Kent’s dinnerware used the Vernon Kilns Ultra dinnerware shape. Ultra was designed by Vernon Kiln’s art director Gale Turnbull; its controversial downturned handles were designed by Jane Bennison, daughter of Vernon Kiln’s president Faye G. Bennison. Perhaps because of the high price point, Ultra’s downturned handles, or the start of World War II, Rockwell Kent’s Moby Dick, Salamina and Our America were not as popular as hoped and they were dropped within a year or two.
Born in Tarrytown Heights, New York, in 1882, Rockwell Kent had a long and varied career as an artist, author and political activist. During his lifetime he worked as an architectural draftsman, illustrator, printmaker, painter, lobsterman, ship’s carpenter and dairy farmer. He lived in Maine, Newfoundland, Alaska, Greenland and the Adirondacks in New York State, where he found inspiration for his art and illustrated books. Among his many books were: Wilderness, A Journal of Quiet Adventure in Alaska, Voyaging Southward from the Strait of Magellan, N by E, Salamina and two autobiographies, This is My Own and It’s Me, O Lord. In 1939, he designed the Christmas Seal for the National Tuberculosis Association. Although Kent was born into relatively privileged circumstances, he formed radical political views early in life. He joined the Socialist Party of America in 1904, endorsed the Progressive Party’s presidential candidate in 1948, and was an advocate and president of the National Council of American-Soviet Friendship during the cold war with Russia. Although he was not a communist, he became a target of Joseph McCarthy during the fifties. Rockwell Kent passed away in 1971. His paintings, illustrations and woodcuts can be found in America’s leading museums including the Metropolitan Museum of Art, Whitney Museum of Art, Smithsonian American Art Museum, Museum of Fine Arts Boston and the Art Institute of Chicago.

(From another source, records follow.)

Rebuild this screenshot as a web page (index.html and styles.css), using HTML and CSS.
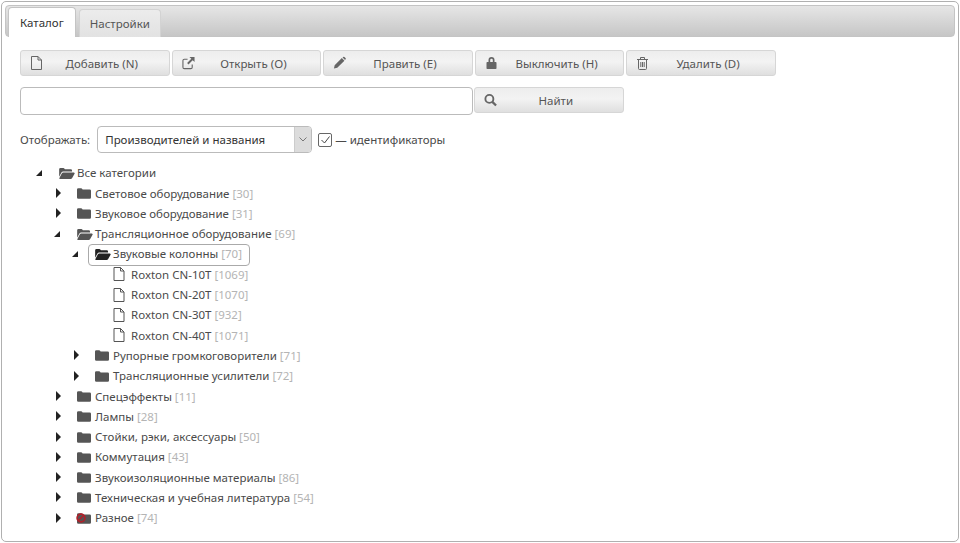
FILE: index.html
```html
<!DOCTYPE html>
<html lang="ru">
<head>
    <meta charset="UTF-8" />
    <title>Каталог</title>
    <link rel="stylesheet" href="styles.css">
</head>
<body>
<svg class="sprite" width="0" height="0">
    <symbol id="i-file" viewBox="0 0 12 14"><path d="M1 .5h6.500L11 4v9.500H1zM7.500.5V4H11" fill="none" stroke="currentColor" stroke-width="1"/></symbol>
    <symbol id="i-link" viewBox="0 0 14 14"><path d="M6 3H2.500A1.500 1.500 0 0 0 1 4.500v7A1.500 1.500 0 0 0 2.500 13h7a1.500 1.500 0 0 0 1.500-1.500V8.500" fill="none" stroke="currentColor" stroke-width="1.200"/><path d="M8 .5h5.500V6l-2-2-4.500 4.500-1.500-1.500L10 2.500z" fill="currentColor"/></symbol>
    <symbol id="i-pencil" viewBox="0 0 14 14"><path d="M1 13l.8-3.600L9.500 1.700l2.800 2.800-7.700 7.700zM10.300 1l.7-.5a1 1 0 0 1 1.300 0l1.200 1.200a1 1 0 0 1 0 1.300l-.5.700z" fill="currentColor"/></symbol>
    <symbol id="i-lock" viewBox="0 0 12 14"><path d="M3 6V4a3 3 0 0 1 6 0v2h1.200a.8.8 0 0 1 .8.8v5.400a.8.8 0 0 1-.8.8H1.800a.8.8 0 0 1-.8-.8V6.800a.8.8 0 0 1 .8-.8zm1.700 0h2.600V4a1.300 1.300 0 0 0-2.600 0z" fill="currentColor"/></symbol>
    <symbol id="i-trash" viewBox="0 0 12 14"><path d="M.5 3.500h11M4 3.500V1.500h4v2M2 3.500v9a1 1 0 0 0 1 1h6a1 1 0 0 0 1-1v-9M4.300 6v5M6 6v5M7.700 6v5" fill="none" stroke="currentColor" stroke-width="1"/></symbol>
    <symbol id="i-search" viewBox="0 0 14 14"><circle cx="5.800" cy="5.800" r="4.300" fill="none" stroke="currentColor" stroke-width="2"/><path d="M9 9l4 4" stroke="currentColor" stroke-width="2.400"/></symbol>
    <symbol id="i-folder" viewBox="0 0 16 13"><path d="M0 2.500A1.500 1.500 0 0 1 1.500 1h3.200a1.500 1.500 0 0 1 1.300.8l.4.7h8.100A1.500 1.500 0 0 1 16 4v7.500a1.500 1.500 0 0 1-1.500 1.500h-13A1.500 1.500 0 0 1 0 11.500z" fill="currentColor"/></symbol>
    <symbol id="i-open" viewBox="0 0 17 13"><path d="M0 2.500A1.500 1.500 0 0 1 1.500 1h3a1.500 1.500 0 0 1 1.300.8l.4.7h6.300A1.500 1.500 0 0 1 14 4v1H4.500a2.500 2.500 0 0 0-2.200 1.300L0 10.500z" fill="currentColor"/><path d="M4.500 6H16a.8.8 0 0 1 .7 1.200l-2.600 4.800a2 2 0 0 1-1.700 1H1a.8.8 0 0 1-.7-1.200l2.500-4.800A2 2 0 0 1 4.500 6z" fill="currentColor"/></symbol>
</svg>

<div class="panel">
    <div class="tabs">
        <div class="tab active">Каталог</div>
        <div class="tab">Настройки</div>
    </div>

    <div class="content">
        <div class="toolbar">
            <button class="btn"><svg class="btn-icon"><use href="#i-file"/></svg>Добавить (N)</button>
            <button class="btn"><svg class="btn-icon"><use href="#i-link"/></svg>Открыть (O)</button>
            <button class="btn"><svg class="btn-icon"><use href="#i-pencil"/></svg>Править (E)</button>
            <button class="btn"><svg class="btn-icon"><use href="#i-lock"/></svg>Выключить (H)</button>
            <button class="btn"><svg class="btn-icon"><use href="#i-trash"/></svg>Удалить (D)</button>
        </div>

        <div class="search">
            <input type="text" class="search-input">
            <button class="btn"><svg class="btn-icon"><use href="#i-search"/></svg>Найти</button>
        </div>

        <div class="display">
            <span>Отображать:</span>
            <div class="select">
                <span class="select-value">Производителей и названия</span>
                <span class="select-arrow"><svg width="8" height="5" viewBox="0 0 8 5"><path d="M.5.5L4 4 7.500.5" fill="none" stroke="#777"/></svg></span>
            </div>
            <span class="check"><svg width="9" height="8" viewBox="0 0 9 8"><path d="M.5 4l3 3L8.500.5" fill="none" stroke="#444"/></svg></span>
            <span>— идентификаторы</span>
        </div>

        <ul class="tree">
            <li>
                <div class="node"><i class="toggle open"></i><svg class="icon open-icon"><use href="#i-open"/></svg><span>Все категории</span></div>
                <ul>
                    <li><div class="node"><i class="toggle"></i><svg class="icon"><use href="#i-folder"/></svg><span>Световое оборудование <em>[30]</em></span></div></li>
                    <li><div class="node"><i class="toggle"></i><svg class="icon"><use href="#i-folder"/></svg><span>Звуковое оборудование <em>[31]</em></span></div></li>
                    <li>
                        <div class="node"><i class="toggle open"></i><svg class="icon open-icon"><use href="#i-open"/></svg><span>Трансляционное оборудование <em>[69]</em></span></div>
                        <ul>
                            <li>
                                <div class="node selected"><i class="toggle open"></i><svg class="icon open-icon dark"><use href="#i-open"/></svg><span>Звуковые колонны <em>[70]</em></span></div>
                                <ul>
                                    <li><div class="node"><i class="toggle none"></i><svg class="icon file"><use href="#i-file"/></svg><span>Roxton CN-10T <em>[1069]</em></span></div></li>
                                    <li><div class="node"><i class="toggle none"></i><svg class="icon file"><use href="#i-file"/></svg><span>Roxton CN-20T <em>[1070]</em></span></div></li>
                                    <li><div class="node"><i class="toggle none"></i><svg class="icon file"><use href="#i-file"/></svg><span>Roxton CN-30T <em>[932]</em></span></div></li>
                                    <li><div class="node"><i class="toggle none"></i><svg class="icon file"><use href="#i-file"/></svg><span>Roxton CN-40T <em>[1071]</em></span></div></li>
                                </ul>
                            </li>
                            <li><div class="node"><i class="toggle"></i><svg class="icon"><use href="#i-folder"/></svg><span>Рупорные громкоговорители <em>[71]</em></span></div></li>
                            <li><div class="node"><i class="toggle"></i><svg class="icon"><use href="#i-folder"/></svg><span>Трансляционные усилители <em>[72]</em></span></div></li>
                        </ul>
                    </li>
                    <li><div class="node"><i class="toggle"></i><svg class="icon"><use href="#i-folder"/></svg><span>Спецэффекты <em>[11]</em></span></div></li>
                    <li><div class="node"><i class="toggle"></i><svg class="icon"><use href="#i-folder"/></svg><span>Лампы <em>[28]</em></span></div></li>
                    <li><div class="node"><i class="toggle"></i><svg class="icon"><use href="#i-folder"/></svg><span>Стойки, рэки, аксессуары <em>[50]</em></span></div></li>
                    <li><div class="node"><i class="toggle"></i><svg class="icon"><use href="#i-folder"/></svg><span>Коммутация <em>[43]</em></span></div></li>
                    <li><div class="node"><i class="toggle"></i><svg class="icon"><use href="#i-folder"/></svg><span>Звукоизоляционные материалы <em>[86]</em></span></div></li>
                    <li><div class="node"><i class="toggle"></i><svg class="icon"><use href="#i-folder"/></svg><span>Техническая и учебная литература <em>[54]</em></span></div></li>
                    <li>
                        <div class="node">
                            <i class="toggle"></i>
                            <span class="icon-wrap">
                                <svg class="icon"><use href="#i-folder"/></svg>
                                <svg class="ban" viewBox="0 0 10 10"><circle cx="5" cy="5" r="3.900" fill="none" stroke="#b0202a" stroke-width="1.700"/><path d="M2.300 7.700l5.400-5.400" stroke="#b0202a" stroke-width="1.500"/></svg>
                            </span>
                            <span>Разное <em>[74]</em></span>
                        </div>
                    </li>
                </ul>
            </li>
        </ul>
    </div>
</div>
</body>
</html>
```

FILE: styles.css
```css
* {
    box-sizing: border-box;
}
html, body {
    height: 100%;
}
body {
    margin: 0;
    padding: 1px;
    background-color: #fff;
    font-family: "Noto Sans", sans-serif;
    font-size: 11.5px;
    color: #4a4a4a;
}
.sprite {
    display: block;
    height: 0;
}
.panel {
    height: 541px;
    padding: 3px;
    border: 1px solid #b0b0b0;
    border-radius: 5px;
    background-color: #fff;
}
.tabs {
    display: flex;
    align-items: flex-end;
    gap: 3px;
    height: 32px;
    padding-left: 2px;
    border: 1px solid #c4c4c4;
    border-radius: 4px;
    background: linear-gradient(#e6e6e6, #c6c6c6);
}
.tab {
    height: 28px;
    padding: 6px 10px 0;
    margin-bottom: -1px;
    border: 1px solid #d3d3d3;
    border-bottom: none;
    border-radius: 4px 4px 0 0;
    background: linear-gradient(#ececec, #e2e2e2);
    color: #555;
}
.tab.active {
    height: 30px;
    padding: 7px 11px 0;
    background: #fff;
    border-color: #c4c4c4;
    color: #333;
}
.content {
    padding: 13px 15px 0;
}
.toolbar {
    display: flex;
    gap: 2px;
}
.btn {
    position: relative;
    width: 149.6px;
    height: 26px;
    padding: 0 0 0 14px;
    border: 1px solid #d6d6d6;
    border-radius: 3px;
    background: linear-gradient(#ededed 0%, #f3f3f3 45%, #dfdfdf 100%);
    font-family: inherit;
    font-size: 11.5px;
    color: #555;
}
.btn-icon {
    position: absolute;
    left: 9px;
    top: 5px;
    width: 13px;
    height: 14px;
    color: #666;
}
.search {
    display: flex;
    gap: 1px;
    margin-top: 11px;
    align-items: flex-start;
}
.search-input {
    width: 453px;
    height: 28px;
    border: 1px solid #bbb;
    border-radius: 4px;
}
.display {
    display: flex;
    align-items: center;
    margin-top: 11px;
    height: 27px;
}
.select {
    display: flex;
    width: 215px;
    height: 27px;
    margin-left: 7px;
    border: 1px solid #bbb;
    border-radius: 4px;
    overflow: hidden;
}
.select-value {
    flex: 1;
    padding: 5px 7px;
    color: #333;
}
.select-arrow {
    display: flex;
    align-items: center;
    justify-content: center;
    width: 17px;
    background: #dcdcdc;
    border-left: 1px solid #ccc;
}
.check {
    display: flex;
    align-items: center;
    justify-content: center;
    width: 14px;
    height: 14px;
    margin: 0 3px 0 6px;
    border: 1px solid #666;
    border-radius: 2px;
}
.tree, .tree ul {
    list-style: none;
    margin: 0;
    padding: 0;
}
.tree {
    margin-top: 9.6px;
    padding-left: 15px;
}
.tree ul {
    padding-left: 18px;
}
.node {
    display: flex;
    align-items: center;
    height: 20.3px;
    white-space: nowrap;
}
.node em {
    font-style: normal;
    color: #b4b4b4;
}
.node.selected {
    position: relative;
}
.node.selected::before {
    content: "";
    position: absolute;
    left: 17px;
    top: 0;
    width: 160px;
    height: 20px;
    border: 1px solid #aaa;
    border-radius: 4px;
}
.toggle {
    flex: none;
    width: 24px;
    height: 10px;
    position: relative;
}
.toggle::before {
    content: "";
    position: absolute;
    left: 3px;
    top: 0;
    border-left: 5px solid #222;
    border-top: 5px solid transparent;
    border-bottom: 5px solid transparent;
}
.toggle.open::before {
    left: 1px;
    top: 2px;
    border: none;
    border-right: 6px solid #222;
    border-top: 6px solid transparent;
}
.toggle.none::before {
    display: none;
}
.icon {
    flex: none;
    width: 14px;
    height: 12px;
    margin-right: 4px;
    color: #555;
}
.icon.open-icon {
    width: 16px;
    margin-right: 2px;
}
.icon.dark {
    color: #222;
}
.icon.file {
    width: 12px;
    height: 14px;
    margin-right: 6px;
}
.icon-wrap {
    position: relative;
    display: flex;
    flex: none;
}
.ban {
    position: absolute;
    left: -1px;
    top: 1px;
    width: 10px;
    height: 10px;
}
```
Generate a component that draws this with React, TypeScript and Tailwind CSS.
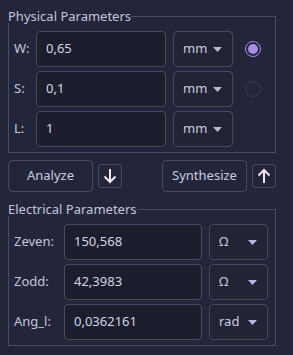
import React from 'react'

const font = { fontFamily: '"Noto Sans", "DejaVu Sans", sans-serif' }

function Caret() {
  return (
    <svg width="9" height="5" viewBox="0 0 9 5" className="shrink-0">
      <path d="M0 0 H9 L4.5 5 Z" fill="#b4bbdc" />
    </svg>
  )
}

function Combo({ value, width }: { value: string; width: string }) {
  return (
    <div
      className={`${width} h-[36px] shrink-0 flex items-center justify-between pl-[9px] pr-[10px] rounded-[4px] border border-[#464a60] bg-[#222436] text-[13px] text-[#c9cce0]`}
    >
      <span>{value}</span>
      <Caret />
    </div>
  )
}

function Field({ value, width }: { value: string; width: string }) {
  return (
    <div
      className={`${width} h-[36px] shrink-0 flex items-center pl-[9px] rounded-[4px] border border-[#464a60] bg-[#1d1e2d] text-[13px] text-[#d2d4e4]`}
    >
      {value}
    </div>
  )
}

function Radio({ on }: { on?: boolean }) {
  return on ? (
    <div className="w-[16px] h-[16px] rounded-full border-[1.5px] border-[#a98ce6] flex items-center justify-center">
      <div className="w-[10px] h-[10px] rounded-full bg-[#a98ce6]" />
    </div>
  ) : (
    <div className="w-[16px] h-[16px] rounded-full border border-[#3c3f52]" />
  )
}

function Group({ title, children }: { title: string; children: React.ReactNode }) {
  return (
    <div className="w-[268px]">
      <div className="flex h-[14px]">
        <span className="text-[13px] leading-[14px] text-[#c3c6da] whitespace-nowrap">{title}</span>
        <div className="flex-1 h-[8px] mt-[7px] border-t border-r border-[#4a4d62]" />
      </div>
      <div className="border-l border-r border-b border-[#4a4d62] pt-[8px] pb-[5px] pl-[5px] flex flex-col gap-[4px]">
        {children}
      </div>
    </div>
  )
}

function ArrowButton({ up }: { up?: boolean }) {
  return (
    <div className="w-[24px] h-[24px] rounded-[3px] border border-[#464a60] flex items-center justify-center">
      <svg width="14" height="16" viewBox="0 0 14 16" className={up ? 'rotate-180' : ''}>
        <path d="M7 1 V14 M1.5 8.5 L7 14 L12.5 8.5" stroke="#f3e8ef" strokeWidth="2" fill="none" />
      </svg>
    </div>
  )
}

function TextButton({ label }: { label: string }) {
  return (
    <div className="w-[85px] h-[32px] rounded-[4px] border border-[#464a60] flex items-center justify-center text-[13px] text-[#c9cce0]">
      {label}
    </div>
  )
}

export default function App() {
  const phys = [
    { l: 'W:', v: '0,65', on: true },
    { l: 'S:', v: '0,1', on: false },
    { l: 'L:', v: '1' },
  ]
  const elec = [
    { l: 'Zeven:', v: '150,568', u: 'Ω' },
    { l: 'Zodd:', v: '42,3983', u: 'Ω' },
    { l: 'Ang_l:', v: '0,0362161', u: 'rad' },
  ]

  return (
    <div className="w-[293px] h-[355px] bg-[#23253a] pl-[8px] pt-[9px]" style={font}>
      <Group title="Physical Parameters">
        {phys.map(r => (
          <div key={r.l} className="flex items-center">
            <span className="w-[22px] text-[13px] text-[#c3c6da]">{r.l}</span>
            <Field value={r.v} width="w-[130px]" />
            <div className="ml-[7px]">
              <Combo value="mm" width="w-[60px]" />
            </div>
            {r.on !== undefined && (
              <div className="ml-[12px]">
                <Radio on={r.on} />
              </div>
            )}
          </div>
        ))}
      </Group>

      <div className="w-[268px] mt-[7px] flex items-center justify-between">
        <div className="flex items-center gap-[5px]">
          <TextButton label="Analyze" />
          <ArrowButton />
        </div>
        <div className="flex items-center gap-[5px]">
          <TextButton label="Synthesize" />
          <ArrowButton up />
        </div>
      </div>

      <div className="mt-[10px]">
        <Group title="Electrical Parameters">
          {elec.map(r => (
            <div key={r.l} className="flex items-center">
              <span className="w-[50px] text-[13px] text-[#c3c6da]">{r.l}</span>
              <Field value={r.v} width="w-[138px]" />
              <div className="ml-[7px]">
                <Combo value={r.u} width="w-[59px]" />
              </div>
            </div>
          ))}
        </Group>
      </div>
    </div>
  )
}
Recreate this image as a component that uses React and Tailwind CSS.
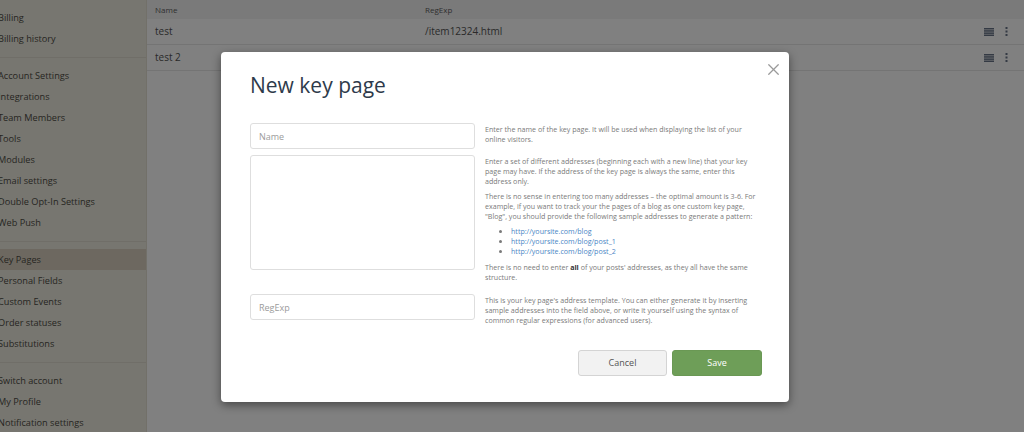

Faye G. Bennison, founded Vernon Kilns in 1931 after purchasing Poxen China in Vernon, California. When Bennison started the company, he toured pottery companies in Ohio and Europe to learn their techniques. He returned with many ideas for production and design and set a precedent for Vernon Kilns employing artists and designers. Faye’s talented daughter, after graduating from art school in 1931, joined the company as a full-time artist. Gale Turnbull, who had worked at Leigh Potters Inc., was hired as art director in 1936 and stayed until 1941. The Hamilton sisters, Diane May and Genevieve, designed art pottery. Harry Bird, Royal Hickman, Janice Pettee, Don Blanding, and Sharon Merrill were other notable artists and designers who worked for Vernon Kilns through the years. Elliot House was hired as design director in 1952. Faye G. Bennison retired as the company’s President in 1955 to become Chairman of the Board. With Bennison no longer active in day-to-day operations, the company lost much of its original spirit. By January 1958, Vernon Kilns closed due to mounting labor costs and competition from foreign imports. Metlox Manufacturing Company of Manhattan Beach, California, bought the molds and continued manufacturing some of the Vernon Kilns dinnerware in their newly formed Vernonware division.
References: Collectible Vernon Kilns and Identification and Value Guide, Maxine Feek Nelson (Collector Books, 1994); Salamina by Rockwell Kent: A New Pattern of Authentic California Vernonware (Original Brochure by Vernon Kilns, 1939/40); Rockwell Kent, Wikipedia; “Treasures: Some ‘Moby Dick’ pieces pursued by collectors,” by Helaine Fendelman and Joe Rosson, Seattle Times, Lifestyle Section, December 1, 2011.